Novo Nordisk announced that it has agreed to acquire Cardior Pharmaceuticals for up to €1.025 billion (approximately $1.1 billion USD), including an upfront payment and additional payments if certain development and commercial milestones are achieved. The acquisition is an important step forward in Novo Nordisk’s strategy to establish a presence in the cardiovascular disease treatment space.
Cardior Pharmaceuticals is a clinical-stage biopharmaceutical company focused on the discovery and development of RNA-based therapeutics designed to prevent, repair and reverse cardiovascular diseases. Cardior’s therapeutic approach uses distinctive non-coding RNAs as a platform for addressing the root causes of cardiac dysfunctions. Cardior’s lead compound, CDR132L, is currently in phase-2 clinical development for the treatment of heart failure.
Novo Nordisk is a leading global healthcare company founded in 1923 and headquartered in Denmark. Novo Nordisk employs more than 57,100 people in 80 countries and markets its products in approximatly 170 countries.
Novo Nordisk plans to initiate a second phase 2 trial that will investigate CDR132L in a chronic heart failure population with cardiac hypertrophy – a condition that causes the walls of the heart muscle to become thick and stiff, affecting the heart’s ability to pump blood.
The closing of the acquisition is expected to happen in the second quarter of 2024. Novo Nordisk will fund the acquisition from financial reserves.

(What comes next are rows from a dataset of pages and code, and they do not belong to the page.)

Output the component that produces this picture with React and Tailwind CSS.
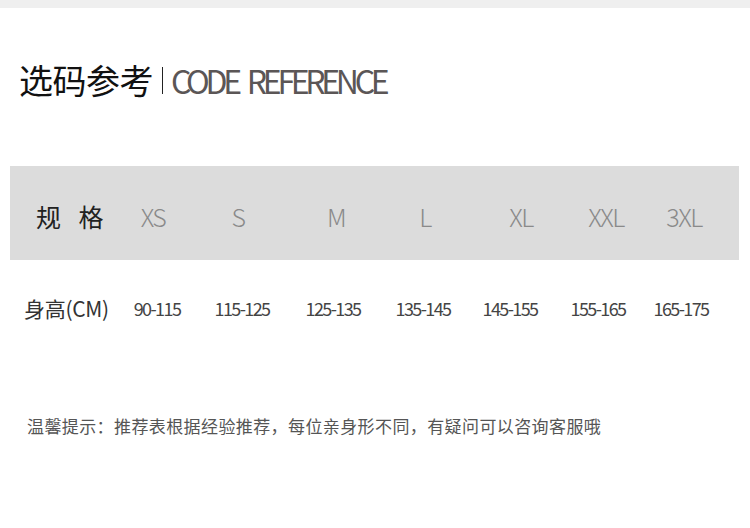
// 尺码参考表
const cjk = { fontFamily: '"Noto Sans CJK SC", "Noto Sans", sans-serif' };

const headerCols = [
  { label: 'XS', w: 'w-[80px]' },
  { label: 'S', w: 'w-[90px]' },
  { label: 'M', w: 'w-[106px]' },
  { label: 'L', w: 'w-[72px]' },
  { label: 'XL', w: 'w-[120px]' },
  { label: 'XXL', w: 'w-[50px]' },
  { label: '3XL', w: 'w-[106px]' },
];

const dataCols = [
  { label: '90-115', w: 'w-[80px]' },
  { label: '115-125', w: 'w-[90px]' },
  { label: '125-135', w: 'w-[92px]' },
  { label: '135-145', w: 'w-[88px]' },
  { label: '145-155', w: 'w-[86px]' },
  { label: '155-165', w: 'w-[90px]' },
  { label: '165-175', w: 'w-[76px]' },
];

export default function App() {
  return (
    <div className="w-[750px] h-[528px] bg-white overflow-hidden" style={cjk}>
      <div className="h-2 bg-[#efefef]" />

      {/* 标题 */}
      <div className="flex items-center pl-[19px] mt-[51px] h-[42px]">
        <span className="text-[34px] leading-none text-[#111] tracking-[-0.5px] whitespace-nowrap">选码参考</span>
        <span className="w-px h-[27px] bg-[#222] ml-[9px] mr-[8px]" />
        <span className="text-[32px] leading-none text-[#5b5656] tracking-[-4.3px] whitespace-nowrap">CODE</span>
        <span className="ml-[9px] text-[32px] leading-none text-[#5b5656] tracking-[-4.3px] whitespace-nowrap">REFERENCE</span>
      </div>

      {/* 表头 */}
      <div className="mx-[10px] mt-[65px] h-[94px] pt-[6px] bg-[#dcdcdc] flex items-center w-[729px]">
        <div className="w-[103px] pl-[26px] text-[25px] text-[#222] leading-none tracking-[6px] whitespace-nowrap">规 格</div>
        {headerCols.map((c) => (
          <div key={c.label} className={`${c.w} text-center text-[25px] font-light text-[#8a8a8a] leading-none tracking-[-1.5px]`}>
            {c.label}
          </div>
        ))}
      </div>

      {/* 身高 */}
      <div className="mx-[10px] mt-[34px] h-[28px] flex items-center">
        <div className="w-[107px] pl-[14px] text-[21px] text-[#333] leading-none tracking-[-0.3px] whitespace-nowrap">身高(CM)</div>
        {dataCols.map((c) => (
          <div key={c.label} className={`${c.w} text-center text-[18px] text-[#444] leading-none tracking-[-1.6px] whitespace-nowrap`}>
            {c.label}
          </div>
        ))}
      </div>

      <p className="pl-[27px] mt-[95px] text-[17px] leading-none text-[#555] tracking-[0.4px] whitespace-nowrap">
        温馨提示：推荐表根据经验推荐，每位亲身形不同，有疑问可以咨询客服哦
      </p>
    </div>
  );
}
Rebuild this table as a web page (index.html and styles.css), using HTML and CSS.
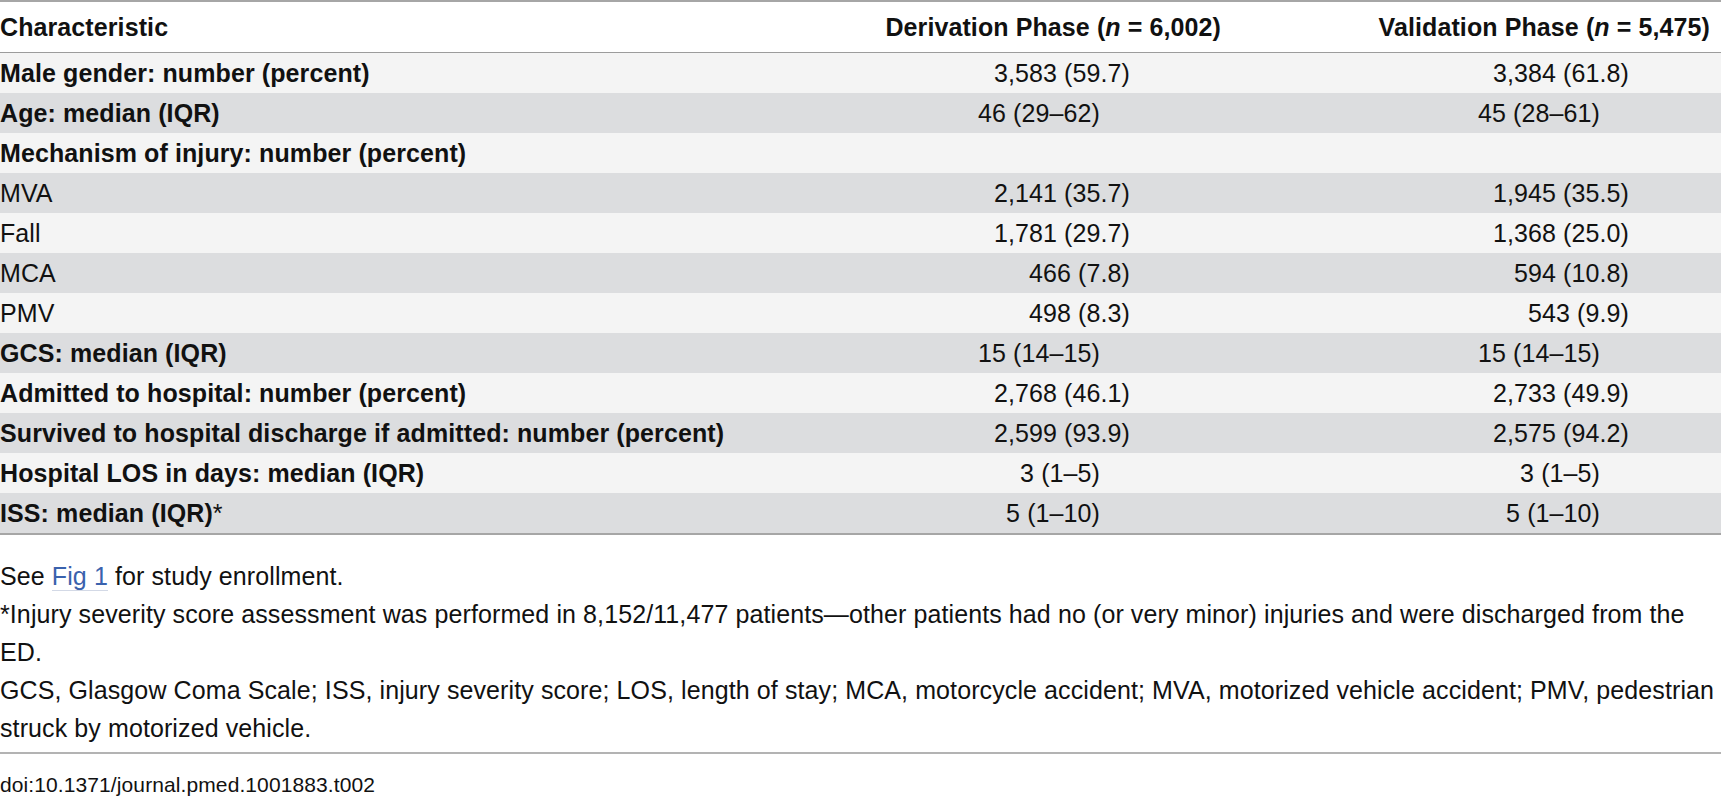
FILE: index.html
```html
<!DOCTYPE html>
<html lang="en">
<head>
    <meta charset="UTF-8">
    <title>Table 2. Patient characteristics</title>
    <link rel="stylesheet" href="styles.css">
</head>
<body>
    <table class="data-table">
        <colgroup>
            <col class="col-label">
            <col class="col-deriv">
            <col class="col-valid">
        </colgroup>
        <thead>
            <tr>
                <th class="label">Characteristic</th>
                <th class="deriv">Derivation Phase (<i>n</i> = 6,002)</th>
                <th class="valid">Validation Phase (<i>n</i> = 5,475)</th>
            </tr>
        </thead>
        <tbody>
            <tr>
                <td class="label strong">Male gender: number (percent)</td>
                <td class="deriv num">3,583 (59.7)</td>
                <td class="valid num">3,384 (61.8)</td>
            </tr>
            <tr>
                <td class="label strong">Age: median (IQR)</td>
                <td class="deriv med">46 (29–62)</td>
                <td class="valid med">45 (28–61)</td>
            </tr>
            <tr>
                <td class="label strong">Mechanism of injury: number (percent)</td>
                <td class="deriv num"></td>
                <td class="valid num"></td>
            </tr>
            <tr>
                <td class="label">MVA</td>
                <td class="deriv num">2,141 (35.7)</td>
                <td class="valid num">1,945 (35.5)</td>
            </tr>
            <tr>
                <td class="label">Fall</td>
                <td class="deriv num">1,781 (29.7)</td>
                <td class="valid num">1,368 (25.0)</td>
            </tr>
            <tr>
                <td class="label">MCA</td>
                <td class="deriv num">466 (7.8)</td>
                <td class="valid num">594 (10.8)</td>
            </tr>
            <tr>
                <td class="label">PMV</td>
                <td class="deriv num">498 (8.3)</td>
                <td class="valid num">543 (9.9)</td>
            </tr>
            <tr>
                <td class="label strong">GCS: median (IQR)</td>
                <td class="deriv med">15 (14–15)</td>
                <td class="valid med">15 (14–15)</td>
            </tr>
            <tr>
                <td class="label strong">Admitted to hospital: number (percent)</td>
                <td class="deriv num">2,768 (46.1)</td>
                <td class="valid num">2,733 (49.9)</td>
            </tr>
            <tr>
                <td class="label strong">Survived to hospital discharge if admitted: number (percent)</td>
                <td class="deriv num">2,599 (93.9)</td>
                <td class="valid num">2,575 (94.2)</td>
            </tr>
            <tr>
                <td class="label strong">Hospital LOS in days: median (IQR)</td>
                <td class="deriv med">3 (1–5)</td>
                <td class="valid med">3 (1–5)</td>
            </tr>
            <tr>
                <td class="label strong">ISS: median (IQR)<span class="reg">*</span></td>
                <td class="deriv med">5 (1–10)</td>
                <td class="valid med">5 (1–10)</td>
            </tr>
        </tbody>
    </table>

    <div class="notes">
        <p>See <a href="#" class="ref">Fig 1</a> for study enrollment.</p>
        <p>*Injury severity score assessment was performed in 8,152/11,477 patients—other patients had no (or very minor) injuries and were discharged from the ED.</p>
        <p>GCS, Glasgow Coma Scale; ISS, injury severity score; LOS, length of stay; MCA, motorcycle accident; MVA, motorized vehicle accident; PMV, pedestrian struck by motorized vehicle.</p>
    </div>

    <div class="doi">doi:10.1371/journal.pmed.1001883.t002</div>
</body>
</html>
```

FILE: styles.css
```css
/* Page */
body {
    margin: 0;
    background: #fff;
    color: #111;
    font-family: "Liberation Sans", Arial, Helvetica, sans-serif;
    font-size: 25px;
    letter-spacing: 0.1px;
    overflow: hidden;
}

/* Table */
.data-table {
    width: 1721px;
    table-layout: fixed;
    border-collapse: separate;
    border-spacing: 0;
    border-top: 2px solid #a6a6a6;
    border-bottom: 2px solid #a6a6a6;
}

.col-label { width: 820px; }
.col-deriv { width: 411px; }
.col-valid { width: 490px; }

.data-table th,
.data-table td {
    padding: 0;
    white-space: nowrap;
}

.data-table th {
    line-height: 50px;
    font-weight: bold;
    background: #fff;
    border-bottom: 1px solid #9c9c9c;
}

.data-table td {
    line-height: 40px;
    height: 40px;
}

.data-table tbody tr:nth-child(odd) td { background: #f4f4f4; }
.data-table tbody tr:nth-child(even) td { background: #dcdddf; }

.label { text-align: left; }
.strong { font-weight: bold; }
.reg { font-weight: normal; }

/* Column alignment */
th.deriv { text-align: right; padding-right: 10px; }
th.valid { text-align: right; padding-right: 11px; }

td.deriv.num { text-align: right; padding-right: 101px; }
td.deriv.med { text-align: right; padding-right: 131px; }
td.valid.num { text-align: right; padding-right: 92px; }
td.valid.med { text-align: right; padding-right: 121px; }

/* Footnotes */
.notes {
    margin-top: 22px;
    padding-bottom: 5px;
    border-bottom: 2px solid #b3b3b3;
}

.notes p {
    margin: 0;
    line-height: 38px;
}

.ref {
    color: #3a62ad;
    text-decoration: none;
    border-bottom: 1px solid #d3d9e6;
}

.doi {
    margin-top: 12px;
    font-size: 21px;
    line-height: 38px;
}
```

Latham & Watkins LLP, a Los Angeles, California-based law firm, advised Novo Nordisk in the transaction.
According to data captured in the LevinPro HC database, this transaction marks the 45th Biotechnology acquisition of 2024. There were 157 Biotechnology deals announced during 2023, and 141 announced during 2022. Additionally, this marks Novo Nordisk’s sixth healthcare acquisition since 2021. In 2023, the company acquired BIOCORP in June, followed by Inversago Pharma in August and KBP Biosciences‘s ocedurenone in October. Together, Novo Nordisk’s 2023 transactions totaled more than $2.5 billion in disclosed spending.